>>>>

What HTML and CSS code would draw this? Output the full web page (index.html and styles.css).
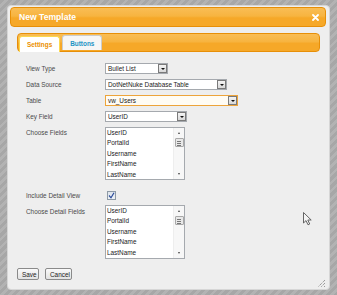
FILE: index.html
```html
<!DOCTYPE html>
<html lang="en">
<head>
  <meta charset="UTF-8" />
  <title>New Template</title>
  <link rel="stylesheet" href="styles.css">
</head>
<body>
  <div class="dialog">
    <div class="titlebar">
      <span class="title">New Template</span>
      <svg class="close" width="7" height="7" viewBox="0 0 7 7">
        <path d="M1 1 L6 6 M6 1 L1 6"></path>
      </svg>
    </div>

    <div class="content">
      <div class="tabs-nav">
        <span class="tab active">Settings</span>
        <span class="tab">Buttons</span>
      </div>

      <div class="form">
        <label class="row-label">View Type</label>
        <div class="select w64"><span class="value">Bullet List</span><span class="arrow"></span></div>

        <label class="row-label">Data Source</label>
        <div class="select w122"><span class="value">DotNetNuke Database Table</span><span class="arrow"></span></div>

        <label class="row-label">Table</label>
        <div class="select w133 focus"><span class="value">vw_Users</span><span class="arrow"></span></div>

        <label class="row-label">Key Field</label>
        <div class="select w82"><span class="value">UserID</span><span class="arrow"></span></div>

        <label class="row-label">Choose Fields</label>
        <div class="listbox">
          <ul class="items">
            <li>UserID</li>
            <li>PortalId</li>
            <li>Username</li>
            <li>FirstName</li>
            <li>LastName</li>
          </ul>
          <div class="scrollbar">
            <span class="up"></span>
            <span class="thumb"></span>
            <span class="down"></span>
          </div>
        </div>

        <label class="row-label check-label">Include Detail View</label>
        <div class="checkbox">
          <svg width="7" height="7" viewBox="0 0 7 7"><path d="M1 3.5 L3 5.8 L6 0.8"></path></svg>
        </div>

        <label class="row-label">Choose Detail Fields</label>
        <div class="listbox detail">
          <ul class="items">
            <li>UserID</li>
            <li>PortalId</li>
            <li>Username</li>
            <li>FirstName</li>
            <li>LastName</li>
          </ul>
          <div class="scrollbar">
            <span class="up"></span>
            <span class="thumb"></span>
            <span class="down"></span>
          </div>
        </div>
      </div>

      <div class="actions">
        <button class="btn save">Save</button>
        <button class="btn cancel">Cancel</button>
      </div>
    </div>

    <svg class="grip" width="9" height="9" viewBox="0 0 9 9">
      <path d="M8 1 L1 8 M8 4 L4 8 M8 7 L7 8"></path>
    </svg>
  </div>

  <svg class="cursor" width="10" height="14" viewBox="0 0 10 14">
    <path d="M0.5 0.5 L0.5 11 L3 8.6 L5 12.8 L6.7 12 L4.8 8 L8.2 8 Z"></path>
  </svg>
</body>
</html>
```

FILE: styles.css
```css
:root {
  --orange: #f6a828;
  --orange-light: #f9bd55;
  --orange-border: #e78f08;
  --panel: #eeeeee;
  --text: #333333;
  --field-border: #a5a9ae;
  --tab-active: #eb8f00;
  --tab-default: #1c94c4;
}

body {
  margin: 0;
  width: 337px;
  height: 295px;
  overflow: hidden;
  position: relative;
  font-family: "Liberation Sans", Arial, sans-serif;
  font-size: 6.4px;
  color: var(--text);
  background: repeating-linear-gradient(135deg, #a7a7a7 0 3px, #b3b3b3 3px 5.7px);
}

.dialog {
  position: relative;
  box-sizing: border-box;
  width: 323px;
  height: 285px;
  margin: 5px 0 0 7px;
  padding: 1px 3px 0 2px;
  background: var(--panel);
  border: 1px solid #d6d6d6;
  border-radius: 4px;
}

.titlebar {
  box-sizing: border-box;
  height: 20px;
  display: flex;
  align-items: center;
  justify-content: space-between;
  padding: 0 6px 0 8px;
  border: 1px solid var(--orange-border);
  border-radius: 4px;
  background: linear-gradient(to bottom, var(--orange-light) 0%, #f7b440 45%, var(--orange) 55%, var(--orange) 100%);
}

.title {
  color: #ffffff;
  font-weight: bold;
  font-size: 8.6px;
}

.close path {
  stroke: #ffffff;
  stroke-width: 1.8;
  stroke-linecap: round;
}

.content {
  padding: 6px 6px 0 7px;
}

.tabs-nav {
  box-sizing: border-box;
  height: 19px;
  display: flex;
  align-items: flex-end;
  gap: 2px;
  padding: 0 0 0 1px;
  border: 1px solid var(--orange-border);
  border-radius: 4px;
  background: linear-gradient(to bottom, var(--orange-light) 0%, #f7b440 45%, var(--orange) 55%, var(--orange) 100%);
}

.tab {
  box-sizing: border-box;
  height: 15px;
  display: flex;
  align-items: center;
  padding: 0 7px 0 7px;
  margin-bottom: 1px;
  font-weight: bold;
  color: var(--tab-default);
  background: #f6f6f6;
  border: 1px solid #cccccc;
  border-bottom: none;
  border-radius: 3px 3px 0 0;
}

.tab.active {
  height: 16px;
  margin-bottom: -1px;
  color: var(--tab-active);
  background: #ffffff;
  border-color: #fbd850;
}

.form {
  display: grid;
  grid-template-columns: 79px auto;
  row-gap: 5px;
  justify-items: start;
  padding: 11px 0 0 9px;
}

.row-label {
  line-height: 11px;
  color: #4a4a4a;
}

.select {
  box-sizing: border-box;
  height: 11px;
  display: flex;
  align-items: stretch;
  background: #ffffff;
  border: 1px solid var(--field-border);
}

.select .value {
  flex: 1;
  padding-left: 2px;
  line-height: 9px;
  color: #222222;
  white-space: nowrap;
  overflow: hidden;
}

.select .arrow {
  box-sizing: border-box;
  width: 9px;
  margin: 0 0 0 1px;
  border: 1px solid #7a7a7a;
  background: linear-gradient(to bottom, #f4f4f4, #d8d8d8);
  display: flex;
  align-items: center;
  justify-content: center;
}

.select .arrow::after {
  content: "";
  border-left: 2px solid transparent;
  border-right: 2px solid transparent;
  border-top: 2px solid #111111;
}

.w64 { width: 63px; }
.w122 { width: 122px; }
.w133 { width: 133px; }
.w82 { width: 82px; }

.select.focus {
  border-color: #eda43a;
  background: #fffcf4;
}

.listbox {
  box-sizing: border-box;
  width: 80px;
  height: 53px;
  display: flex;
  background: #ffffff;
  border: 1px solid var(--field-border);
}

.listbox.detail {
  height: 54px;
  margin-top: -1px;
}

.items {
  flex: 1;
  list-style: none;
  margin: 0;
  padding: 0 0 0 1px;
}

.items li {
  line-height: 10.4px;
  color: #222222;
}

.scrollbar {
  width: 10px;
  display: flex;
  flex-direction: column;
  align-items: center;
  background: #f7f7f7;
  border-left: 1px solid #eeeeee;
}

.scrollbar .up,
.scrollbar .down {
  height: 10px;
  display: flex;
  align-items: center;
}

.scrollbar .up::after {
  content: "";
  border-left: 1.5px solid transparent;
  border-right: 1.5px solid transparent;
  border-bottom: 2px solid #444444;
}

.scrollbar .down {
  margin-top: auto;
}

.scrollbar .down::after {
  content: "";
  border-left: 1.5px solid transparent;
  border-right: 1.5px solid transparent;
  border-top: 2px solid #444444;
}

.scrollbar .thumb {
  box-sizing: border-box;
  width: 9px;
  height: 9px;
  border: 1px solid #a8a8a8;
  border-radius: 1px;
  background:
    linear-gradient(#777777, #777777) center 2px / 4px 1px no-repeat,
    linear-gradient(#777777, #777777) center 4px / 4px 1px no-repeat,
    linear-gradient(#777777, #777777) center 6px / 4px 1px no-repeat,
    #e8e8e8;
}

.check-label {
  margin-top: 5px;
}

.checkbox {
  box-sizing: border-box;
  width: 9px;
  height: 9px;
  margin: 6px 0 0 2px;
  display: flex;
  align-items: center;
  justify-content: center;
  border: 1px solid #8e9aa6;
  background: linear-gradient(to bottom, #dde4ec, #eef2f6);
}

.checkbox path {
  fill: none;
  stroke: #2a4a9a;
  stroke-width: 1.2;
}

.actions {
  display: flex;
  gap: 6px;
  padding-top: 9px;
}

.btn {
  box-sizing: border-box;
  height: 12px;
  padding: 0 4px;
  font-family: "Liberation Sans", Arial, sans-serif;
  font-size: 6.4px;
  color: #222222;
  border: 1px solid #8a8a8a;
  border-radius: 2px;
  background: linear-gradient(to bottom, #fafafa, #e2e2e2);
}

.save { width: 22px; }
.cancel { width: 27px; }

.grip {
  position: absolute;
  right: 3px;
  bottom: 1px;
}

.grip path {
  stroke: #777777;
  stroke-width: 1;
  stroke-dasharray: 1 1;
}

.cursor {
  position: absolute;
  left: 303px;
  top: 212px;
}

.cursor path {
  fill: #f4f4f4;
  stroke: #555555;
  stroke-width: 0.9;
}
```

<<<<

What you will do: Every line holding "index" should be copied out.

Exercise solution:
What HTML and CSS code would draw this? Output the full web page (index.html and styles.css).
FILE: index.html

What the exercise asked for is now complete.